** Start Data entries **

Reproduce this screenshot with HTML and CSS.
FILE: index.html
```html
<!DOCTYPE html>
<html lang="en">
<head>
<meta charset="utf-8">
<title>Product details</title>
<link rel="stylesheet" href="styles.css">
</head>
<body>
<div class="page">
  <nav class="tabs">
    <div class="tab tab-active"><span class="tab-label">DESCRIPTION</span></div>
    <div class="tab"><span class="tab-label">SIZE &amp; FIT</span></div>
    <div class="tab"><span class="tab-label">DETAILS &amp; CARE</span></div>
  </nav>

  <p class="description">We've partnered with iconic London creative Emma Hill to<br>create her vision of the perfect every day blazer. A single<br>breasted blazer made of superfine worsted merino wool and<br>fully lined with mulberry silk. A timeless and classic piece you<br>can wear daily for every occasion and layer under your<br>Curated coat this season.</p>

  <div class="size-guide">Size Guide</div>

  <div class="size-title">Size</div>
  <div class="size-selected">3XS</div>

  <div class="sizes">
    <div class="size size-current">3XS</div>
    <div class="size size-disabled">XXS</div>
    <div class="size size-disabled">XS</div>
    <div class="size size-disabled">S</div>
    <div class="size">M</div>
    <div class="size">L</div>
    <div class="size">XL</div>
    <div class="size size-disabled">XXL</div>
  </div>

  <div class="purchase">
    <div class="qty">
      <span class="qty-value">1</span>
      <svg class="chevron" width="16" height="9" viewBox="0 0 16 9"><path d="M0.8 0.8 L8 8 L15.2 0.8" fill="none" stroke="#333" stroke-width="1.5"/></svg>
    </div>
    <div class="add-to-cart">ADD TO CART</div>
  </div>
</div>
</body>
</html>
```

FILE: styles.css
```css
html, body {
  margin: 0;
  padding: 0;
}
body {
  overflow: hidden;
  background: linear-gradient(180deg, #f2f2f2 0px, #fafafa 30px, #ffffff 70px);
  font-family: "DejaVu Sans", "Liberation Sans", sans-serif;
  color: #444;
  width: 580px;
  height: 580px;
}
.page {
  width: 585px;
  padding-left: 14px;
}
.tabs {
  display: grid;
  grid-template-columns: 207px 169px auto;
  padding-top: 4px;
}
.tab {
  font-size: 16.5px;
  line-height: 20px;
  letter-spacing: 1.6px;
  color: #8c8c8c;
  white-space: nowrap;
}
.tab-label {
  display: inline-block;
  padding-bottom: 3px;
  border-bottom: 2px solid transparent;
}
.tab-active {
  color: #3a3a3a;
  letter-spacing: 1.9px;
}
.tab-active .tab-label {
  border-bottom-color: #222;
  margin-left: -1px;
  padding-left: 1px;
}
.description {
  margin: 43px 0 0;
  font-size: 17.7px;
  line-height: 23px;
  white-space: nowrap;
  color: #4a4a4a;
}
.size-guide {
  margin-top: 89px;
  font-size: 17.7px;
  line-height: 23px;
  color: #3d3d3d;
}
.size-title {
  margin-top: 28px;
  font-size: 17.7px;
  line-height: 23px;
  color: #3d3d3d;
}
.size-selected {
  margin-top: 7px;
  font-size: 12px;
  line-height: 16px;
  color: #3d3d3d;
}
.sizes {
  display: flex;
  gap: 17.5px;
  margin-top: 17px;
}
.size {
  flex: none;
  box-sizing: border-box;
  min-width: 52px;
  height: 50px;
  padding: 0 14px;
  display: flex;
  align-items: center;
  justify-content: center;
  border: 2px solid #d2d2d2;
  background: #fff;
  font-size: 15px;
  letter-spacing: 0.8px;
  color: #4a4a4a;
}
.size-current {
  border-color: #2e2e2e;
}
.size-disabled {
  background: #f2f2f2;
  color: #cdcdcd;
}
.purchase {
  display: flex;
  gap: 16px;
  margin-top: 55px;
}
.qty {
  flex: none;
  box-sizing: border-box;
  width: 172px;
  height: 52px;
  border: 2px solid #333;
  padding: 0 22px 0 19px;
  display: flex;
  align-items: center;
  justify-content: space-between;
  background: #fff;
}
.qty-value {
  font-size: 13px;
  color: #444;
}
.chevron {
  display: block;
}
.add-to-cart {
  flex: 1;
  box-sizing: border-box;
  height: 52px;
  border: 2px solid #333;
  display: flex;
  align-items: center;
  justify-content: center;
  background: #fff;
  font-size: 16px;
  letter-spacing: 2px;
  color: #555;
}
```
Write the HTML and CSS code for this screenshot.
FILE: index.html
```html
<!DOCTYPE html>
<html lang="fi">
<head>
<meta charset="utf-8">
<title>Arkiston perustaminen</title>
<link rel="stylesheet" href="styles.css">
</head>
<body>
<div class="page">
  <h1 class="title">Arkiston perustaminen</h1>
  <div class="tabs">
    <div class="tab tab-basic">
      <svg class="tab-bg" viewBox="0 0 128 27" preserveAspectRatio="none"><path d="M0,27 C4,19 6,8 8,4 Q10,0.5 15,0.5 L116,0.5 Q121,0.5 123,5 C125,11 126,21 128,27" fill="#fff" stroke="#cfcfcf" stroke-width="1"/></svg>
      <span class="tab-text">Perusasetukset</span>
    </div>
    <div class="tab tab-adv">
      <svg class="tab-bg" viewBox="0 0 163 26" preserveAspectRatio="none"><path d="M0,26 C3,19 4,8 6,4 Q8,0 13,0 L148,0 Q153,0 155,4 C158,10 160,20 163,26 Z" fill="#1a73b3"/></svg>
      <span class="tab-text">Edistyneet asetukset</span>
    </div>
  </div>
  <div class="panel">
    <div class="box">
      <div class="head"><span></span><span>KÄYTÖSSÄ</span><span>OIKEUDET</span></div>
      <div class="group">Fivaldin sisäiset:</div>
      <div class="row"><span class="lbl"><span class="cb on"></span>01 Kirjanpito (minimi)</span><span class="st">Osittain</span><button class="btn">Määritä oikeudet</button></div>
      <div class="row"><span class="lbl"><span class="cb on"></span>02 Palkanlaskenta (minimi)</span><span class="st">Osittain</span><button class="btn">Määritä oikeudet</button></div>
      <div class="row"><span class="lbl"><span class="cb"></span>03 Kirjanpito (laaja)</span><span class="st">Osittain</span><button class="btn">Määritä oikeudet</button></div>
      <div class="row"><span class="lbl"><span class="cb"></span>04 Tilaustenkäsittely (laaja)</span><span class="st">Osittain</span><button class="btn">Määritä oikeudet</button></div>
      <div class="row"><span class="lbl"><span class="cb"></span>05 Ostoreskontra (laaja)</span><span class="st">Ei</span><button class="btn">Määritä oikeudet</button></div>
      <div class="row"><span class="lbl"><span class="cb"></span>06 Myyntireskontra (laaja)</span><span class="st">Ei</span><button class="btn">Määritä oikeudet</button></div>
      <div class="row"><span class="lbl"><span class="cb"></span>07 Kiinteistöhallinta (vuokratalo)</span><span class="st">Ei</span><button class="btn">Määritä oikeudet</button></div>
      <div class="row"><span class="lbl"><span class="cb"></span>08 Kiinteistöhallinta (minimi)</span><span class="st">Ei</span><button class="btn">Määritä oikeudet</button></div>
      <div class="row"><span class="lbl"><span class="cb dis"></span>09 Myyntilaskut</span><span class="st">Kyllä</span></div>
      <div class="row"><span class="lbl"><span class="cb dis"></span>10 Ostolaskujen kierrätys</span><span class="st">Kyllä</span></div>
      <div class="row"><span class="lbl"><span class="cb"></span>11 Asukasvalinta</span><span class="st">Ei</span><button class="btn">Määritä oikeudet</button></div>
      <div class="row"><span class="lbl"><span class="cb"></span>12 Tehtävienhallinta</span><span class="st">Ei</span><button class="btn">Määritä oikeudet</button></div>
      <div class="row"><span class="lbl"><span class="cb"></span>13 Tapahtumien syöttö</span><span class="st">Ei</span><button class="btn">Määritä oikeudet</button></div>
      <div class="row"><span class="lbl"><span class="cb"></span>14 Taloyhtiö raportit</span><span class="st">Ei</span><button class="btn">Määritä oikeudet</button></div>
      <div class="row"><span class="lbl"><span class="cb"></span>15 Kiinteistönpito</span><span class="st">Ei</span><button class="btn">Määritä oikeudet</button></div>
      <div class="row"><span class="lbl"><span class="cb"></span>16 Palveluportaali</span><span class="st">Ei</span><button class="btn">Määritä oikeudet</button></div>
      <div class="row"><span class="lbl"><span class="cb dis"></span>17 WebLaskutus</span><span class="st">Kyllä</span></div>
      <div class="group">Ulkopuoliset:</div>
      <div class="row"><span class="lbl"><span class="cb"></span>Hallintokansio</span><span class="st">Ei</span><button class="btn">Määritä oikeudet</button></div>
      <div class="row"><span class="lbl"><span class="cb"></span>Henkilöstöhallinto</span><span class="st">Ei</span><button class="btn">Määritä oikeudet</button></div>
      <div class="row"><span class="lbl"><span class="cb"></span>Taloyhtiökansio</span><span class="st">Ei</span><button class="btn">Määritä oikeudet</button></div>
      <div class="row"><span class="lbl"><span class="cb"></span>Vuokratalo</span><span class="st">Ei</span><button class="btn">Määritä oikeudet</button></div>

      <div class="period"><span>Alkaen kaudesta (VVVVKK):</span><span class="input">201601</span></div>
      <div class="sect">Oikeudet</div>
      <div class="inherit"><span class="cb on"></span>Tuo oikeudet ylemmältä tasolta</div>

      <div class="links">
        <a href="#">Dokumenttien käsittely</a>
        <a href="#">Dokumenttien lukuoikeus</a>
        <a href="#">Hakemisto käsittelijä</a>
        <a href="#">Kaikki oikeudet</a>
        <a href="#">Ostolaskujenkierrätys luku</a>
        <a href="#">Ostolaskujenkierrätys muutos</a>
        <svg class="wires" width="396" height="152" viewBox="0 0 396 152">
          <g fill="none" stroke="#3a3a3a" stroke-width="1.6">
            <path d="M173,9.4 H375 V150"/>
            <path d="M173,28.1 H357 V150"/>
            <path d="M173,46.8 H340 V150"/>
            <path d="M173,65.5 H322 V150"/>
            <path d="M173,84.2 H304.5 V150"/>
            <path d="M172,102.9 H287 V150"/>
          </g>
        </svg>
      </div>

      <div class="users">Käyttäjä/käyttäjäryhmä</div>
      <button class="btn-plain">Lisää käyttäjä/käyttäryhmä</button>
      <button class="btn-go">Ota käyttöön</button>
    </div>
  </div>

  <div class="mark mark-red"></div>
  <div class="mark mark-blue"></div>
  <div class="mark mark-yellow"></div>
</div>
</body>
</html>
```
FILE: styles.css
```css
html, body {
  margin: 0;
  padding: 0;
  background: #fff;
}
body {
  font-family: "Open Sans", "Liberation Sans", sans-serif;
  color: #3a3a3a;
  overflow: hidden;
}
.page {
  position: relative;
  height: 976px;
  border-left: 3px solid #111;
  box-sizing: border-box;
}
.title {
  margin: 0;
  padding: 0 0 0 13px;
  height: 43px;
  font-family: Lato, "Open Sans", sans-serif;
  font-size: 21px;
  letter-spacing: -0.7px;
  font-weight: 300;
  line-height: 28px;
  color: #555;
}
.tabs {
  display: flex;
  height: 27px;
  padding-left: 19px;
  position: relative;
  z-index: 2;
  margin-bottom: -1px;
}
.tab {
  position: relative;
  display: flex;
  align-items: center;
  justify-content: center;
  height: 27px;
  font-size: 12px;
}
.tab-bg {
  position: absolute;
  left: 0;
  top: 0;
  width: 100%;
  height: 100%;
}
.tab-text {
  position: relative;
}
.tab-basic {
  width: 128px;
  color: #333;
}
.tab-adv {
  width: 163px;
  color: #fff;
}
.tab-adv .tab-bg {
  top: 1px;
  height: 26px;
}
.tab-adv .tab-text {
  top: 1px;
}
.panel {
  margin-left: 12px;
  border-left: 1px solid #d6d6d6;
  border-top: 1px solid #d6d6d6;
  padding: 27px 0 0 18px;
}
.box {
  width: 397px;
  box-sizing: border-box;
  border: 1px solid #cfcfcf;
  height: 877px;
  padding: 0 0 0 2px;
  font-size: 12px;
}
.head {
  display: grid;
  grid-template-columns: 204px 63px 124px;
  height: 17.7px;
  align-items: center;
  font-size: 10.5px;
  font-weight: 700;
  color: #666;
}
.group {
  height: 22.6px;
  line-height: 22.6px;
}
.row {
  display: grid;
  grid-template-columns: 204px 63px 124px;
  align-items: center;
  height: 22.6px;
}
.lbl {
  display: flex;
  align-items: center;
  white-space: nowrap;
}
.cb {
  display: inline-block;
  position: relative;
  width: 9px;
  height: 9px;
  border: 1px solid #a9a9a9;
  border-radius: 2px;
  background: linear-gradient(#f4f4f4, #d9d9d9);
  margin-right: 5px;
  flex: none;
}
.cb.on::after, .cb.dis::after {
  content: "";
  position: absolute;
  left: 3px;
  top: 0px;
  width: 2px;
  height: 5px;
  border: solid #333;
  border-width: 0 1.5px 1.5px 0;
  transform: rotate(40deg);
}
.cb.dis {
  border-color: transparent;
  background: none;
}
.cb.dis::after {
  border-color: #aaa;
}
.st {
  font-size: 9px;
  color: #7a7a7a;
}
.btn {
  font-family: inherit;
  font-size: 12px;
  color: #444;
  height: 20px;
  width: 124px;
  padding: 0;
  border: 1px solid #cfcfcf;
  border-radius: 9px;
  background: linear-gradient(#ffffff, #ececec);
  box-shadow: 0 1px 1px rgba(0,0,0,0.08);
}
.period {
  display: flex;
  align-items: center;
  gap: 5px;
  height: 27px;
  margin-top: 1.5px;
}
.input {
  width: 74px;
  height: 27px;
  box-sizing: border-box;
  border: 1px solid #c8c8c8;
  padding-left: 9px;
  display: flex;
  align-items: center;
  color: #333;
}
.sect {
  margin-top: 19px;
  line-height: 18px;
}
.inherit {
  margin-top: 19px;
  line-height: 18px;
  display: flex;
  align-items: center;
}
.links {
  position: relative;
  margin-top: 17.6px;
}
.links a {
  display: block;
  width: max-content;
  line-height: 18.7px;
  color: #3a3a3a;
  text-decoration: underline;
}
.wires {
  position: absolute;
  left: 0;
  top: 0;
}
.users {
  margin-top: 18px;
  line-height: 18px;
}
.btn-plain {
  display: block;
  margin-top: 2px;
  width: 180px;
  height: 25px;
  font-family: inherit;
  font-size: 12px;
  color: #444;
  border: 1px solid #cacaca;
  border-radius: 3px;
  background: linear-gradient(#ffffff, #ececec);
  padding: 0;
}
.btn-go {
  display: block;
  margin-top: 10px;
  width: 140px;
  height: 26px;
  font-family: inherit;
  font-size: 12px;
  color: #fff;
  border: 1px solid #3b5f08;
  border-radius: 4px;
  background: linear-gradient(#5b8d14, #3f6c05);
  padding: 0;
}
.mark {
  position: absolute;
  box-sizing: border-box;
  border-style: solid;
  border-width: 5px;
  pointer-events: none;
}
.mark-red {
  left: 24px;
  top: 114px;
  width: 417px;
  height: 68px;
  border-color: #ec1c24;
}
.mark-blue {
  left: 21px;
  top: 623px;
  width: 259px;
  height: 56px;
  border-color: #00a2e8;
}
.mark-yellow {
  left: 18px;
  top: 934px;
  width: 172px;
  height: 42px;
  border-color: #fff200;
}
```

** End Data entries **

[Task to carry out]: Above are the records. Copy every line in them holding "screenshot".

[Solution below]:
Reproduce this screenshot with HTML and CSS.
Write the HTML and CSS code for this screenshot.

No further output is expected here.